Open schakrava opened 8 years ago
Any timescales for a fix? Many large replications and replications over slow links will fail, so I wouldn't describe as a "corner" case. New reps should detect previous failures and ideally continue from where it left off, or else delete partial snapshot on receiver, and try again from scratch.
Noting for context that the current btrfs send/receive mechanism, upon which Rockstor's replication feature depends, does not support a resume function, referencing @digint the main author of btrbk in the following closed issue in that project: https://github.com/digint/btrbk/issues/94
"I'm afraid this is not possible with btrfs send/receive (which btrbk relies on). btrfs-progs does not provide a mechanism for resuming partial send/receives, and I have not seen any tools with this functionality."
only option for a "resumable" process I've found is realized in buttersync (not to be mixed up with buttersink) which uses the workaround of creating a temp file using btrfs functionality and then rsync
to allow for a resumable remote transfer ... maybe this could be considered for initial transfers that are very large. This was all done in a script, so no hidden magic there.

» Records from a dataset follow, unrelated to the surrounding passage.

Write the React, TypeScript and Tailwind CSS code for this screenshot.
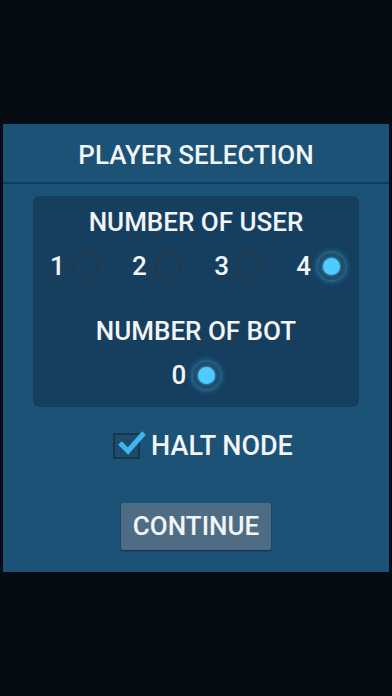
import React from "react";

function Radio({ checked }: { checked?: boolean }) {
  return (
    <span
      className={
        "flex h-[27px] w-[27px] items-center justify-center rounded-full border-2 " +
        (checked ? "border-[#2a4a60] shadow-[0_0_6px_#2fa8e0]" : "border-[#22394a]")
      }
    >
      {checked && <span className="h-[17px] w-[17px] rounded-full bg-[#4fcbff] shadow-[0_0_4px_#4fcbff]" />}
    </span>
  );
}

export default function App() {
  const users = [1, 2, 3, 4];
  return (
    <div
      className="flex h-[696px] w-[392px] flex-col bg-[#050c13] pt-[124px] px-[3px] text-[#f2f4f6]"
      style={{ fontFamily: "Roboto, 'Liberation Sans', sans-serif" }}
    >
      <div className="flex h-[448px] flex-col bg-[#1b5275]">
        <div className="flex h-[58px] items-center justify-center pt-[3px] text-[26px] font-medium leading-[30px]">
          PLAYER SELECTION
        </div>
        <div className="h-[2px] bg-[#0d3c68]" />
        <div className="mx-[30px] mt-[12px] flex h-[211px] flex-col items-center rounded-md bg-[#163f5f] pt-[11px]">
          <div className="text-[26px] font-medium leading-[30px]">NUMBER OF USER</div>
          <div className="mt-[15px] flex w-full justify-between pl-[17px] pr-[14px]">
            {users.map((n) => (
              <div key={n} className="flex items-center gap-[7px]">
                <span className="text-[26px] font-medium leading-[28px]">{n}</span>
                <Radio checked={n === 4} />
              </div>
            ))}
          </div>
          <div className="mt-[36px] text-[26px] font-medium leading-[30px]">NUMBER OF BOT</div>
          <div className="mt-[15px] flex items-center gap-[7px]">
            <span className="text-[26px] font-medium leading-[28px]">0</span>
            <Radio checked />
          </div>
        </div>
        <div className="mt-[24px] flex items-center justify-center gap-[11px] pl-[14px]">
          <span className="relative h-[26px] w-[27px] border-2 border-[#163650] bg-[#1b4c6c]">
            <svg viewBox="0 0 32 30" className="absolute -top-[4px] left-0 h-[30px] w-[32px]">
              <path
                d="M5 12 L13 20 L29 2"
                fill="none"
                stroke="#3fb6ee"
                strokeWidth="5"
                strokeLinecap="butt"
              />
            </svg>
          </span>
          <span className="text-[27px] font-medium leading-[30px]">HALT NODE</span>
        </div>
        <div className="mt-[42px] flex justify-center">
          <button className="h-[47px] w-[150px] rounded-[2px] bg-[#4e6d84] text-[26px] font-medium shadow-[0_1px_2px_rgba(0,0,0,0.4)]">
            CONTINUE
          </button>
        </div>
      </div>
    </div>
  );
}
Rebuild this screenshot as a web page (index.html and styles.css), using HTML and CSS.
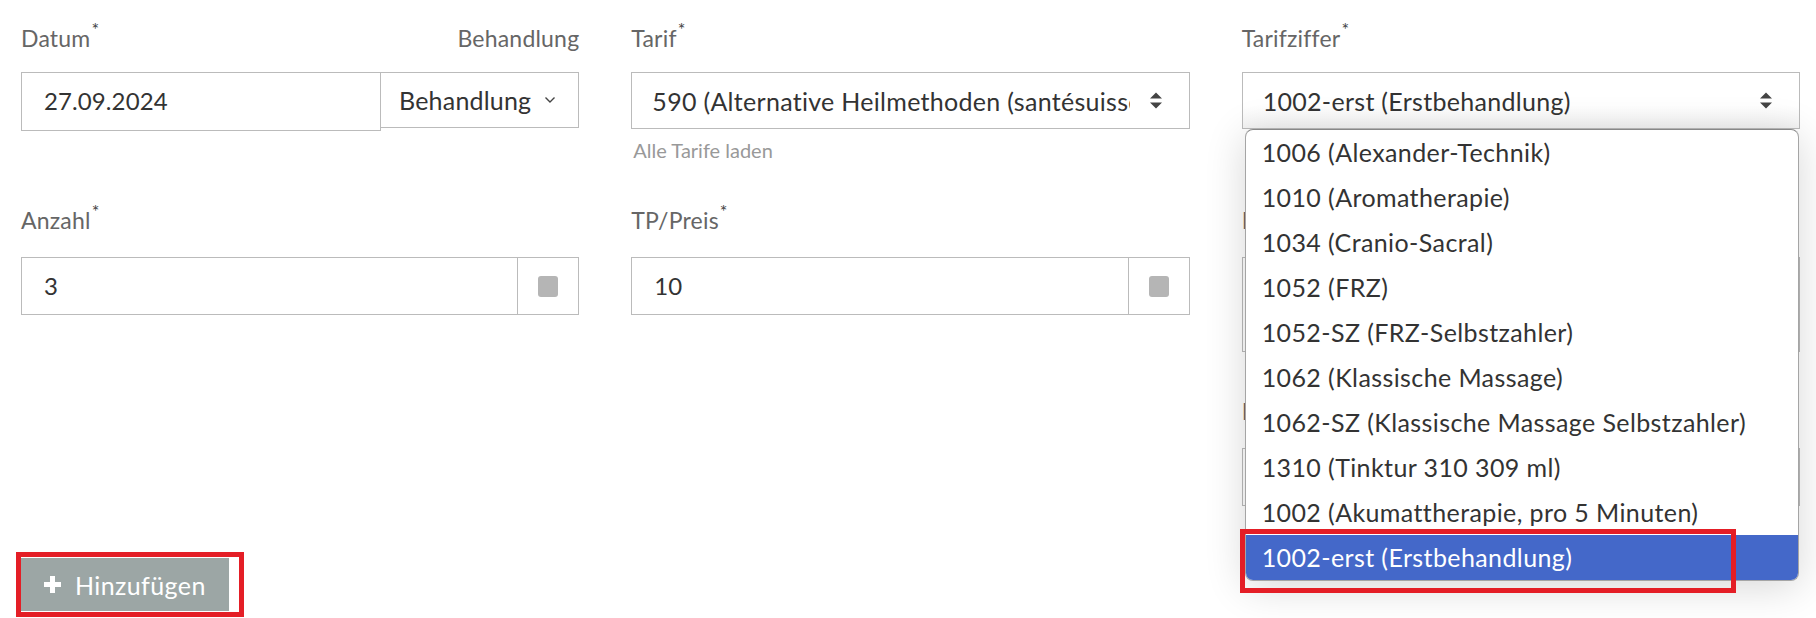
FILE: index.html
```html
<!DOCTYPE html>
<html lang="de">
<head>
  <meta charset="UTF-8" />
  <title>Leistung erfassen</title>
  <link rel="stylesheet" href="styles.css">
</head>
<body>
  <div class="form">
    <div class="row">
      <div class="field">
        <div class="label-row">
          <label>Datum<sup>*</sup></label>
          <span class="label-side">Behandlung</span>
        </div>
        <div class="group">
          <div class="input date">27.09.2024</div>
          <div class="drop-btn">Behandlung
            <svg width="12" height="8" viewBox="0 0 12 8"><path d="M1.5 1.5 L6 6 L10.5 1.5" fill="none" stroke="#444" stroke-width="1.4"/></svg>
          </div>
        </div>
      </div>

      <div class="field">
        <label>Tarif<sup>*</sup></label>
        <div class="select">
          <span class="select-text">590 (Alternative Heilmethoden (santésuisse))</span>
          <svg class="arrows" width="12" height="17" viewBox="0 0 12 17"><path d="M0 6.5 L6 0.5 L12 6.5 Z M0 10.5 L6 16.5 L12 10.5 Z" fill="#444"/></svg>
        </div>
        <div class="help">Alle Tarife laden</div>
      </div>

      <div class="field">
        <label>Tarifziffer<sup>*</sup></label>
        <div class="select open">
          <span class="select-text">1002-erst (Erstbehandlung)</span>
          <svg class="arrows" width="12" height="17" viewBox="0 0 12 17"><path d="M0 6.5 L6 0.5 L12 6.5 Z M0 10.5 L6 16.5 L12 10.5 Z" fill="#444"/></svg>
          <ul class="options">
            <li>1006 (Alexander-Technik)</li>
            <li>1010 (Aromatherapie)</li>
            <li>1034 (Cranio-Sacral)</li>
            <li>1052 (FRZ)</li>
            <li>1052-SZ (FRZ-Selbstzahler)</li>
            <li>1062 (Klassische Massage)</li>
            <li>1062-SZ (Klassische Massage Selbstzahler)</li>
            <li>1310 (Tinktur 310 309 ml)</li>
            <li>1002 (Akumattherapie, pro 5 Minuten)</li>
            <li class="active">1002-erst (Erstbehandlung)</li>
          </ul>
          <div class="mark mark-option"></div>
        </div>
      </div>
    </div>

    <div class="row row-2">
      <div class="field">
        <label>Anzahl<sup>*</sup></label>
        <div class="group">
          <div class="input">3</div>
          <div class="addon"><span class="box"></span></div>
        </div>
      </div>

      <div class="field">
        <label>TP/Preis<sup>*</sup></label>
        <div class="group">
          <div class="input">10</div>
          <div class="addon"><span class="box"></span></div>
        </div>
      </div>

      <div class="field">
        <label>Bemerkung</label>
        <div class="input textarea"></div>
        <label class="second">MWST</label>
        <div class="input"></div>
      </div>
    </div>

    <div class="actions">
      <button class="add" type="button">
        <svg width="17" height="17" viewBox="0 0 17 17"><path d="M6 0 H11 V6 H17 V11 H11 V17 H6 V11 H0 V6 H6 Z" fill="#fff"/></svg>
        Hinzufügen
      </button>
      <div class="mark mark-add"></div>
    </div>
  </div>
</body>
</html>
```

FILE: styles.css
```css
html, body {
  min-height: 100vh;
}
body {
  margin: 0;
  font-family: Lato, "Open Sans", sans-serif;
  background-color: #fff;
  color: #333;
}
.form {
  padding: 23px 16px 0 21px;
}
.row {
  display: grid;
  grid-template-columns: repeat(3, minmax(0, 1fr));
  column-gap: 52px;
  align-items: start;
}
.row + .row {
  margin-top: 42px;
}
.field {
  display: flex;
  flex-direction: column;
  min-width: 0;
}
.label-row {
  display: flex;
  justify-content: space-between;
}
label, .label-side {
  font-size: 23px;
  line-height: 30px;
  letter-spacing: 0.2px;
  color: #666;
}
sup {
  font-size: 18px;
  line-height: 1;
  vertical-align: top;
  position: relative;
  top: -3px;
  margin-left: 1px;
  color: #444;
}
.label-row, .field > label {
  margin-bottom: 19px;
}
.row-2 .field > label {
  margin-bottom: 22px;
}
.row-2 .field > label.second {
  margin-top: 44px;
}
.group {
  display: flex;
  align-items: flex-start;
}
.input {
  height: 56px;
  border: 1px solid #bbb;
  padding: 0 22px;
  font-size: 24px;
  letter-spacing: 0.1px;
  line-height: 56px;
  color: #333;
}
.group .input {
  flex: 1;
  min-width: 0;
}
.input.date {
  height: 57px;
}
.textarea {
  height: 93px;
}
.group .input + .addon {
  border-left: none;
}
.addon {
  width: 60px;
  height: 56px;
  border: 1px solid #bbb;
  display: flex;
  align-items: center;
  justify-content: center;
}
.box {
  width: 20px;
  height: 21px;
  background-color: #b5b5b5;
  border-radius: 3px;
}
.drop-btn {
  height: 54px;
  border: 1px solid #bbb;
  padding: 0 22px 0 18px;
  font-size: 25px;
  letter-spacing: 0.2px;
  line-height: 54px;
  color: #333;
  display: flex;
  align-items: center;
  gap: 13px;
}
.group .date + .drop-btn {
  margin-left: -1px;
}
.select {
  position: relative;
  height: 55px;
  border: 1px solid #bbb;
  display: flex;
  align-items: center;
  padding: 0 27px 0 20px;
  font-size: 25px;
  letter-spacing: 0.3px;
  color: #333;
}
.select-text {
  flex: 1;
  min-width: 0;
  white-space: nowrap;
  overflow: hidden;
  margin-right: 20px;
}
.arrows {
  flex: none;
}
.select.open {
  background: linear-gradient(#fff 60%, #f4f4f4);
}
.help {
  margin-top: 8px;
  padding-left: 2px;
  font-size: 20px;
  line-height: 26px;
  color: #999;
}
.options {
  position: absolute;
  top: 100%;
  left: 2px;
  right: 0;
  margin: 1px 0 0;
  padding: 0;
  list-style: none;
  background-color: #fff;
  border: 1px solid #a5a5a5;
  border-top-color: #888;
  border-radius: 8px;
  overflow: hidden;
  box-shadow: 0 6px 40px rgba(0, 0, 0, 0.16);
  z-index: 2;
}
.options li {
  height: 45px;
  line-height: 45px;
  padding-left: 16px;
  font-size: 25px;
  letter-spacing: 0.4px;
  color: #333;
  white-space: nowrap;
}
.options li.active {
  background-color: #4468c9;
  color: #fff;
}
.actions {
  position: relative;
  margin-top: 52px;
}
.add {
  display: flex;
  align-items: center;
  gap: 14px;
  height: 53px;
  padding: 0 23px;
  border: none;
  background-color: #9ca6a5;
  color: #fff;
  font-family: inherit;
  font-size: 25px;
  letter-spacing: 0.4px;
}
.mark {
  position: absolute;
  border: 5px solid #e41e26;
  z-index: 3;
}
.mark-add {
  left: -5px;
  top: -6px;
  width: 218px;
  height: 55px;
}
.mark-option {
  left: -3px;
  top: 456px;
  width: 486px;
  height: 54px;
}
```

@Hooverdan96 I believe that a resumable btrfs sync function is planned for the next btrfs sync protocol upate. We can look to that in time. Not keen on making what is already fairly complex, yet more complex. So I'd like to keep our current implementation which basically wraps basic btrfs sync. In time we are to present alternative multi-host options such as GlusterFS. But I say we keep the existing wrapper just that.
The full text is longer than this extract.